Because the wiki definition makes it sound like you revoke your ability to refuse, which makes no sense, like that can’t end in anything good, it’s basically invalidating safe words 😅
CNC is rape play, yes, and yes, there should always be safe words, just nothing like “no” because going against “no” is the entire point.
This is not for everyone but at the same time, please don’t kink shame. Just bet you don’t like it doesn’t mean someone else gets off on it. Quite a few women are into this, apparently.
There is also “no safe words” which is a whole nother level that I would not go into as that’s dangerous territory, both physically, ethically, and legally. Stay away.

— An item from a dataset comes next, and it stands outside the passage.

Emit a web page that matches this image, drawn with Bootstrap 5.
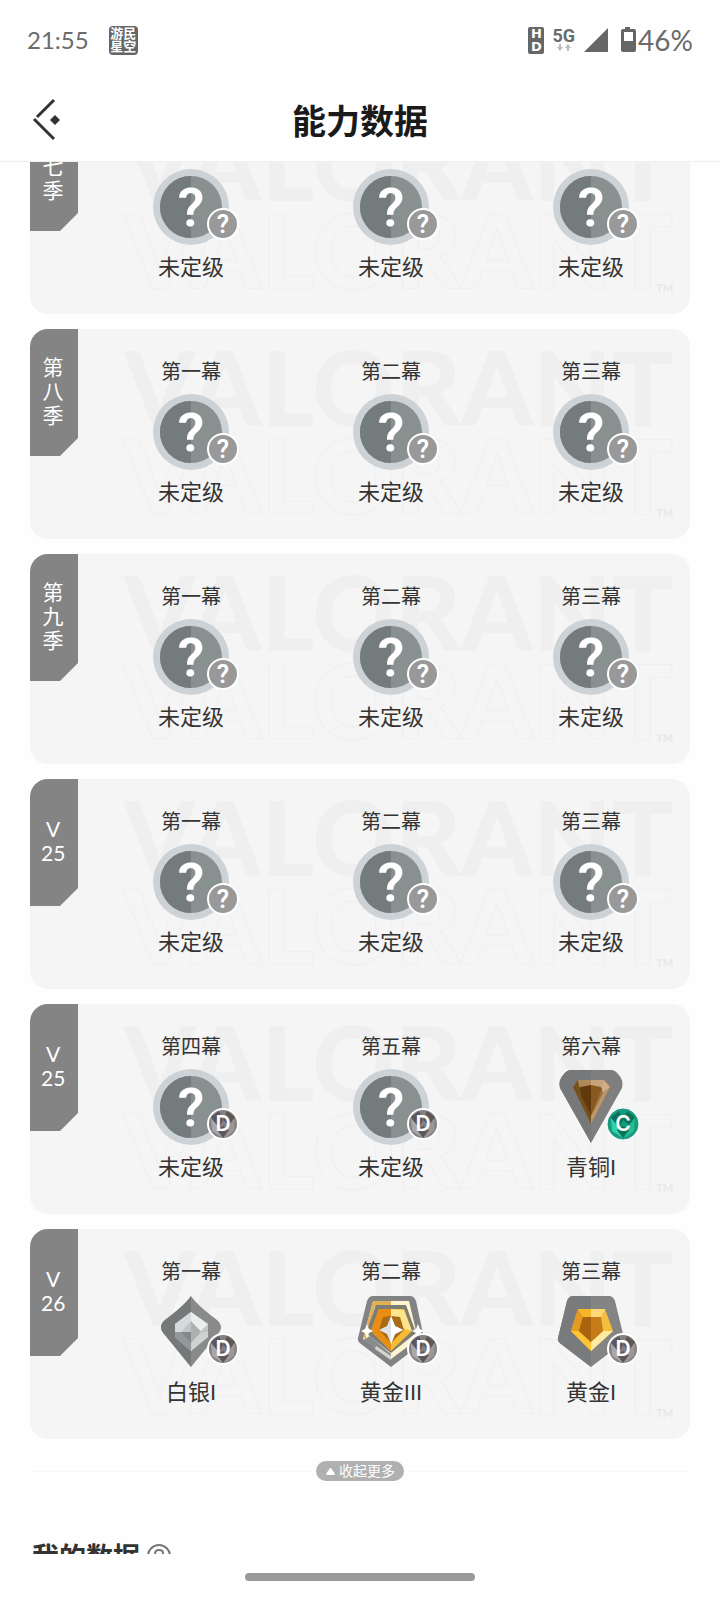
<!DOCTYPE html>
<html lang="zh-CN">
<head>
<meta charset="utf-8"/>
<meta content="width=device-width, initial-scale=1.0" name="viewport"/>
<title>能力数据</title>
<link href="https://cdn.jsdelivr.net/npm/bootstrap@5.3.0/dist/css/bootstrap.min.css" rel="stylesheet"/>
<style>
    body {
      height: 100vh;
      background: #fefefe;
      color: #333;
      font-family: Lato, "Noto Sans CJK SC", sans-serif;
    }
    svg {
      display: block;
      overflow: visible;
    }
    .status-bar {
      height: 80px;
      padding: 0 27px;
      color: #6b6b6b;
    }
    .clock {
      font-size: 24px;
      line-height: 32px;
    }
    .battery-text {
      font-size: 28px;
      line-height: 32px;
    }
    .seal {
      width: 29px;
      height: 29px;
      margin-left: 20px;
      border-radius: 4px;
      background: #666;
      color: #fff;
      font-size: 13px;
      line-height: 13px;
      font-weight: 700;
    }
    .hd-icon {
      width: 16px;
      height: 27px;
      border-radius: 2px;
      background: #666;
      color: #fff;
      font: 700 13px/13px "DejaVu Sans", sans-serif;
    }
    .net-type {
      font: 700 18px/16px Roboto, sans-serif;
    }
    .title-bar {
      height: 82px;
      padding: 0 32px;
      border-bottom: 1px solid #f0f0f0;
    }
    .title-bar h1 {
      font-size: 34px;
      line-height: 40px;
      color: #1a1a1a;
    }
    .side {
      width: 40px;
    }
    .scroll-area {
      min-height: 0;
      overflow-y: auto;
      scrollbar-width: none;
    }
    .scroll-area::-webkit-scrollbar {
      display: none;
    }
    .seasons {
      gap: 15px;
      padding: 0 30px;
    }
    .season {
      height: 210px;
      border-radius: 18px;
      background: #f5f5f5;
      overflow: hidden;
    }
    .season-tag {
      width: 48px;
      height: 127px;
      padding: 0 2px 4px 0;
      background: #848484;
      color: #fff;
      font-size: 21px;
      line-height: 24px;
      clip-path: polygon(0 0, 100% 0, 100% 109px, 30px 100%, 0 100%);
    }
    .season-tag span {
      max-width: 24px;
      text-align: center;
    }
    .acts {
      margin-right: -1px;
      padding: 30px 0 0 13px;
      z-index: 1;
    }
    .act-name {
      font-size: 20px;
      line-height: 24px;
    }
    .act-icon {
      width: 76px;
      height: 76px;
      margin: 11px 0;
    }
    .rank-name {
      font-family: "Liberation Sans", "Noto Sans CJK SC", sans-serif;
      font-size: 22px;
      line-height: 24px;
    }
    .grade {
      left: 54px;
      top: 39px;
    }
    .watermark {
      left: 94px;
      top: 14px;
      font: 900 102px/88px Lato, sans-serif;
      color: #efefef;
      user-select: none;
    }
    .watermark .hollow {
      color: #f5f5f5;
      -webkit-text-stroke: 1px #efefef;
    }
    .watermark .tm {
      right: 0;
      bottom: 0;
      font-size: 11px;
      line-height: 12px;
      color: #e9e9e9;
    }
    .more-row {
      margin-top: 22px;
      padding: 0 32px;
    }
    .more-row hr {
      margin: 0;
      border-color: #e4e4e4;
    }
    .more-btn {
      height: 20px;
      padding: 0 9px 0 10px;
      border: 0;
      border-radius: 10px;
      background: #b0b0b0;
      color: #fff;
      font-size: 14px;
      line-height: 20px;
    }
    .my-data {
      margin-top: 60px;
      padding: 0 32px;
      height: 260px;
    }
    .my-data h2 {
      font-size: 27px;
      line-height: 32px;
    }
    .home-area {
      height: 46px;
      padding-top: 19px;
    }
    .home-bar {
      width: 32%;
      height: 8px;
      border-radius: 4px;
      background: #999;
    }
  </style>
</head>
<body class="d-flex flex-column overflow-hidden">
<div class="status-bar d-flex align-items-center flex-shrink-0">
<span class="clock">21:55</span>
<span class="seal d-flex flex-column align-items-center justify-content-center"><span>游民</span><span>星空</span></span>
<div class="d-flex align-items-center ms-auto">
<span class="hd-icon d-flex flex-column align-items-center"><span>H</span><span>D</span></span>
<span class="d-flex flex-column align-items-center mx-1 px-1">
<span class="net-type">5G</span>
<svg width="14" height="8" viewBox="0 0 14 8" fill="#bbb"><path d="M2 0h2v3h2L3 7 0 3h2zM10 7h2V4h2l-3-4-3 4h2z"/></svg>
</span>
<svg width="26" height="26" viewBox="0 0 26 26" fill="#666"><path d="M25 1v24H1z"/></svg>
<svg class="ms-2" width="21" height="26" viewBox="0 0 21 26"><path d="M8 0h5v2h4q2 0 2 2v19q0 2-2 2H6q-2 0-2-2V4q0-2 2-2h2z" fill="#666"/><path d="M7 5h9v9H7z" fill="#fff"/></svg>
<span class="battery-text">46%</span>
</div>
</div>
<header class="title-bar d-flex align-items-center justify-content-between flex-shrink-0">
<button class="side btn p-0 border-0" type="button" aria-label="返回">
<svg width="30" height="46" viewBox="0 0 30 46"><path d="M22 2 5 19M2 21l20 20" fill="none" stroke="#333" stroke-width="3"/><path d="m23 17 5 5-5 5-5-5z" fill="#333"/></svg>
</button>
<h1 class="fw-bold m-0">能力数据</h1>
<span class="side"></span>
</header>
<main class="scroll-area flex-fill" id="scroll-area">
<div class="seasons d-flex flex-column" id="seasons"></div>
<div class="more-row d-flex align-items-center">
<hr class="flex-fill"/>
<button class="more-btn d-flex align-items-center gap-1 mx-1" type="button">
<svg width="9" height="7" viewBox="0 0 9 7" fill="#fff"><path d="M4 0h1l4 6-1 1H1L0 6z"/></svg>收起更多
</button>
<hr class="flex-fill"/>
</div>
<section class="my-data">
<div class="d-flex align-items-center">
<h2 class="fw-bold m-0">我的数据</h2>
<svg class="ms-2" width="24" height="24" viewBox="0 0 24 24" fill="none" stroke="#777" stroke-width="2"><circle cx="11" cy="11" r="11"/><path d="M7 9q0-4 4-4t4 3q0 2-4 5v2"/></svg>
</div>
</section>
</main>
<footer class="home-area flex-shrink-0">
<div class="home-bar mx-auto"></div>
</footer>
<script src="https://cdn.jsdelivr.net/npm/bootstrap@5.3.0/dist/js/bootstrap.bundle.min.js"></script>
<script>
const rankIcons = {
  '未定级': `
    <circle cx="38" cy="38" r="38" fill="#ccd2d6"/>
    <circle cx="38" cy="38" r="31" fill="#899190"/>
    <path d="M38 7a31 31 0 0 0 0 62z" fill="#737b7d"/>
    <text x="38" y="57" text-anchor="middle" font-family="Roboto, sans-serif" font-weight="600" font-size="54" fill="#fff">?</text>`,
  '青铜I': `
    <path d="M18 1h40q4 0 7 4 6 6 4 14L38 74 7 19Q5 11 11 5q3-4 7-4z" fill="#7f7f80"/>
    <path d="M38 1v73L7 19Q5 11 11 5q3-4 7-4z" fill="#777879"/>
    <path d="m25 11h26l6 7-19 37-18-37z" fill="#9a7347"/>
    <path d="m25 11h13v44L20 18z" fill="#76501c"/>
    <path d="m25 11h13v5l-12 2z" fill="#ae8a5b"/><path d="M38 11h13l-1 7-12-2z" fill="#c6a37c"/>
    <path d="m51 11 6 7-7 6-2-6z" fill="#cfad86"/>
    <path d="m27 19 11-3v31L28 26z" fill="#62390a"/>
    <path d="m38 16 11 3-3 8-8 20z" fill="#875a22"/>
    <path d="m50 24 7-6-19 37v-8z" fill="#ba9668"/>`,
  '白银I': `
    <path d="M38 2q6 9 26 24 8 7 0 15L38 73 12 41q-8-8 0-15Q32 11 38 2z" fill="#888a8b"/>
    <path d="M38 2v71L12 41q-8-8 0-15Q32 11 38 2z" fill="#76797a"/>
    <path d="m38 18 17 12v13L38 57 22 43V30z" fill="#c3c5c5"/>
    <path d="M38 18v20l-16 3V30z" fill="#d5dbda"/><path d="m38 18 17 12-7 7-10-9z" fill="#eceded"/>
    <path d="M38 38v19L22 43v-5z" fill="#939999"/><path d="m38 57 17-14v-5H38z" fill="#d0d1d1"/>
    <path d="m38 27 10 11-10 11z" fill="#aeb1b1"/><path d="M38 27v11H28z" fill="#bfc7c6"/><path d="M28 38h10v11z" fill="#838989"/>`,
  '黄金III': `
    <path d="M20 2h37q4 0 6 5l8 37q0 3-3 6L38 73 8 50q-4-3-3-6L14 7q2-5 6-5z" fill="#828385"/>
    <path d="M20 7h36l9 38-27 20-28-20z" fill="#fff4cf"/>
    <path d="M20 7h18v6H22L13 44h-3z" fill="#e3b155"/>
    <path d="m10 46 28 19v-5L17 42z" fill="#8a8b8c"/>
    <path d="M23 11h30l10 28-25 20-25-20z" fill="#7d7c75"/>
    <path d="M26 15h25l8 22-21 20-20-20z" fill="#f5bd32"/>
    <path d="M26 15h12v42L18 37z" fill="#e98e12"/>
    <path d="m38 15 13 1 8 21-10-3-3-10-8-1z" fill="#ffe48e"/>
    <path d="m30 23 8-1 9 1 4 13-13 13-12-13z" fill="#aa6b19"/>
    <path d="m38 22 4 10 8 4-8 4-4 10-4-10-8-4 8-4z" fill="#dfe3e5"/><path d="m38 22 4 10 8 4-8 4-4 10z" fill="#fff"/>
    <path d="m23 52 15 10v4L22 55z" fill="#d5d5d0"/>
    <path d="m14 30 2 5 4 2-4 2-2 5-2-5-4-2 4-2zM65 30l2 5 4 2-4 2-2 5-2-5-4-2 4-2z" fill="#fff"/>`,
  '黄金I': `
    <path d="M20 2h36q4 0 6 5l9 37q0 3-3 6L38 73 8 50q-4-3-3-6L14 7q2-5 6-5z" fill="#848485"/>
    <path d="M38 2v71L8 50q-4-3-3-6L14 7q2-5 6-5z" fill="#797a7b"/>
    <path d="M25 15h27l8 22-22 20-20-20z" fill="#f5bd3d"/>
    <path d="M25 15h13v42L18 37z" fill="#e59a20"/>
    <path d="m25 15 5 8h8v-8z" fill="#f4b72b"/><path d="M38 15h14l-4 8H38z" fill="#ffd975"/>
    <path d="m60 37-22 20v-9l12-11z" fill="#ffeaa1"/><path d="m18 37 20 20v-9L26 37z" fill="#ffc435"/>
    <path d="M30 23h18l2 14-12 11-12-11z" fill="#c47b18"/>
    <path d="M30 23h8v25L26 37z" fill="#a9640f"/>`
};

const facets = {
  '?': ['#999', '#a8a6a6', '#8f8f8f'],
  'D': ['#858183', '#5c5759', '#aaa5a7'],
  'C': ['#159c7c', '#0a7259', '#32d1a4']
};

const seasons = [
  { tag: '第七季', acts: [['第一幕', '未定级', '?'], ['第二幕', '未定级', '?'], ['第三幕', '未定级', '?']] },
  { tag: '第八季', acts: [['第一幕', '未定级', '?'], ['第二幕', '未定级', '?'], ['第三幕', '未定级', '?']] },
  { tag: '第九季', acts: [['第一幕', '未定级', '?'], ['第二幕', '未定级', '?'], ['第三幕', '未定级', '?']] },
  { tag: 'V 25', acts: [['第一幕', '未定级', '?'], ['第二幕', '未定级', '?'], ['第三幕', '未定级', '?']] },
  { tag: 'V 25', acts: [['第四幕', '未定级', 'D'], ['第五幕', '未定级', 'D'], ['第六幕', '青铜I', 'C']] },
  { tag: 'V 26', acts: [['第一幕', '白银I', 'D'], ['第二幕', '黄金III', 'D'], ['第三幕', '黄金I', 'D']] }
];

function gradeIcon(letter) {
  const [base, dark, light] = facets[letter];
  const cut = letter === '?' ? '' : `
    <path d="m4 9 8-6 4 9-6 12z" fill="${dark}"/><path d="m20 3 8 6-6 8-6-5z" fill="${dark}"/>
    <path d="m4 10 12 14v6L5 23z" fill="${light}"/><path d="m28 10-12 14 2 6 9-7z" fill="${light}" opacity=".6"/>
    <path d="m10 22 6 8 6-8-6-4z" fill="${dark}"/>`;
  const font = letter === '?' ? 'Roboto' : 'Inter';
  return `
    <svg class="grade position-absolute" width="32" height="32" viewBox="0 0 32 32">
      <circle cx="16" cy="16" r="15" fill="${base}"/>${cut}
      <circle cx="16" cy="16" r="15" fill="none" stroke="${letter === 'C' ? base : '#fff'}" stroke-width="${letter === 'C' ? 1 : 2}"/>
      <text x="16" y="${letter === '?' ? 25 : 23}" text-anchor="middle" font-family="${font}, sans-serif" font-weight="600" font-size="${letter === '?' ? 25 : 21}" fill="#fff">${letter}</text>
    </svg>`;
}

function renderSeasons() {
  document.getElementById('seasons').innerHTML = seasons.map(season => `
    <article class="season d-flex position-relative">
      <div class="watermark position-absolute" aria-hidden="true">
        <div>VALORANT</div>
        <div class="hollow">VALORANT</div>
        <span class="tm position-absolute">TM</span>
      </div>
      <div class="season-tag d-flex align-items-center justify-content-center flex-shrink-0"><span>${season.tag}</span></div>
      <div class="acts row g-0 flex-fill position-relative">
        ${season.acts.map(([act, rank, grade]) => `
        <div class="col-4 d-flex flex-column align-items-center">
          <div class="act-name">${act}</div>
          <div class="act-icon position-relative">
            <svg width="76" height="76" viewBox="0 0 76 76">${rankIcons[rank]}</svg>
            ${gradeIcon(grade)}
          </div>
          <div class="rank-name">${rank}</div>
        </div>`).join('')}
      </div>
    </article>`).join('');
}

renderSeasons();
// open the list a little way down, under the title bar
document.getElementById('scroll-area').scrollTop = 58;
</script>
</body>
</html>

Yes, and weirdly enough some people are into that. As loath as I am to quote Vice here: https://www.vice.com/en/article/consensual-non-consent-meaning/
And here: https://www.naturalcycles.com/cyclematters/consensual-non-consent
I would be into trying it, but I think only if I knew that I could physically get out if I truly wanted to 😅
Knowing that I am 100% in someone else’s hands is something that goes against my most basic instincts 😅
I mean before even thinking of thinking about trying it you need to have a partner you can trust and as these situations are agreed upon before hand, there are usually agreed upon rules involved. Like “spank and slap me, don’t punch and choke me”. Beas with all things trust and communication before hand, and being a vigilant partner always.
I just don’t think that for me it’s possible to trust anyone in that way. Not as in I don’t trust them, but rather my instincts can’t be ignored 😅
Well, it’s a good thing no one is going to try and force you into it.